Visit the district office of State Senator Brad Hoylman and you’ll find a painting by SVA Residencies alum George Towne of former Congressman Barney Frank! Barney Frank was the first member of Congress to voluntarily come out as gay; Brad Hoylman married filmmaker David Sigal in 2013.
(l-r) State Sen. Brad Hoylman with Leslie Lohman Director Hunter O’Hanian (Images courtesy of George Towne)
The loan was facilitated by the Leslie Lohman Museum of Gay and Lesbian Art, of which the painting is a part of the permanent collection. George shares some background on the portrait. He writes:
“Back in 2002, I was getting ready for for my first one-person show, which was in New York at the The Lesbian, Gay, Bisexual & Transgender Community Center. It had several portraits of gay men who were ‘out’ in varying professions. Some were ‘heroes’ like 9-11 responders, and James Dale, the Eagle Scout who went to the Supreme Court over the Boy Scouts of America’s policies. I went to Provincetown the summer before the show and just happened to meet Barney Frank. I asked him if he’d pose for photos for a painting and over time, through his secretaries in Boston, then DC, he agreed. He came to the opening and after-party back in Fall 2002, which was the first time he had ever visited the NY Gay Center.”
I also asked Senator Hoylman to share some thoughts about the painting. His answers are in quotes below:
How did you first discover the painting of Barney Frank?

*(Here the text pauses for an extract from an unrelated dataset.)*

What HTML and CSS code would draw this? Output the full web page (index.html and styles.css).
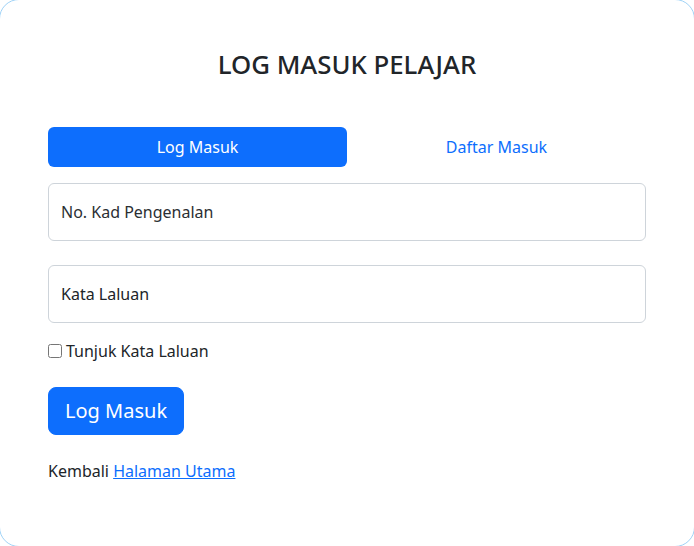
FILE: index.html
```html
<!DOCTYPE html>
<html lang="ms">
<head>
<meta charset="utf-8">
<title>Log Masuk Pelajar</title>
<link rel="stylesheet" href="styles.css">
</head>
<body>
<div class="card">
  <h1 class="title">LOG MASUK PELAJAR</h1>
  <div class="tabs">
    <a class="tab active" href="#">Log Masuk</a>
    <a class="tab" href="#">Daftar Masuk</a>
  </div>
  <form class="form">
    <div class="field"><span class="field-label">No. Kad Pengenalan</span></div>
    <div class="field field-gap"><span class="field-label dark">Kata Laluan</span></div>
    <label class="check"><input type="checkbox" class="check-box"><span>Tunjuk Kata Laluan</span></label>
    <button type="button" class="btn">Log Masuk</button>
  </form>
  <p class="back">Kembali <a href="#" class="link">Halaman Utama</a></p>
</div>
</body>
</html>
```
FILE: styles.css
```css
html, body {
  margin: 0;
  padding: 0;
  background: #fff;
  overflow: hidden;
}
body {
  font-family: "Noto Sans", "Open Sans", sans-serif;
  font-size: 16px;
  line-height: 1.5;
  color: #212529;
}
.card {
  box-sizing: border-box;
  width: 696px;
  height: 548px;
  margin: -1px;
  border: 1px solid #9fd2f6;
  border-radius: 20px;
  padding: 49px 48px;
  background: #fff;
}
.title {
  margin: 0 0 47px;
  font-size: 25.8px;
  font-weight: 460;
  line-height: 1.2;
  text-align: center;
  color: #212529;
}
.tabs {
  display: grid;
  grid-template-columns: 1fr 1fr;
}
.tab {
  display: block;
  padding: 8px 16px;
  text-align: center;
  text-decoration: none;
  color: #0d6efd;
  border-radius: 6px;
}
.tab.active {
  background: #0d6efd;
  color: #fff;
}
.form {
  margin: 16px 0 0;
  display: flex;
  flex-direction: column;
  align-items: flex-start;
}
.field {
  box-sizing: border-box;
  width: 100%;
  height: 58px;
  border: 1px solid #ced4da;
  border-radius: 6px;
  padding: 0 12px;
  display: flex;
  align-items: center;
}
.field-gap {
  margin-top: 24px;
}
.field-label {
  color: #2b2f33;
}
.field-label.dark {
  color: #212529;
}
.check {
  margin-top: 16px;
  display: flex;
  align-items: center;
}
.check-box {
  margin: 0 4px 0 0;
  width: 14px;
  height: 14px;
}
.btn {
  margin-top: 24px;
  font-family: inherit;
  font-size: 20px;
  line-height: 1.5;
  padding: 8px 16px;
  border: 1px solid #0d6efd;
  border-radius: 8px;
  background: #0d6efd;
  color: #fff;
}
.back {
  margin: 24px 0 0;
}
.link {
  color: #0d6efd;
  text-decoration: underline;
}
```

“I learned of it during a tour of the Leslie-Lohman Museum of Gay & Lesbian Art and was subsequently offered it on a six-month loan. The benefactor apparently wanted it displayed in the office of a public official and I’m glad I fit the bill.”
For you, does the portrait capture particular qualities of Congressman Frank?
“Yes, I think it captures his irascibility. Congressman Frank was an aggressive street-fighter of sorts and that comes through, too. It appears almost as if he’s returning from a hard day’s battle from Capitol Hill.”
What does it mean to you to exhibit art in your office, as opposed to your home?
“I’m excited for constituents to view it. We recently gave out free flu shots to over 100 people in my office and the portrait really engaged them and raised a lot of interesting questions and comments. It’s also inspiring for my staff and me to work in the presence of such an historic LGBT public figure.”
It’s already rare for a painting to get exhibited in public spaces. It’s more rare for a painting to arrive in a place where public policy is shaped. Hopefully, George’s painting will feel right at home.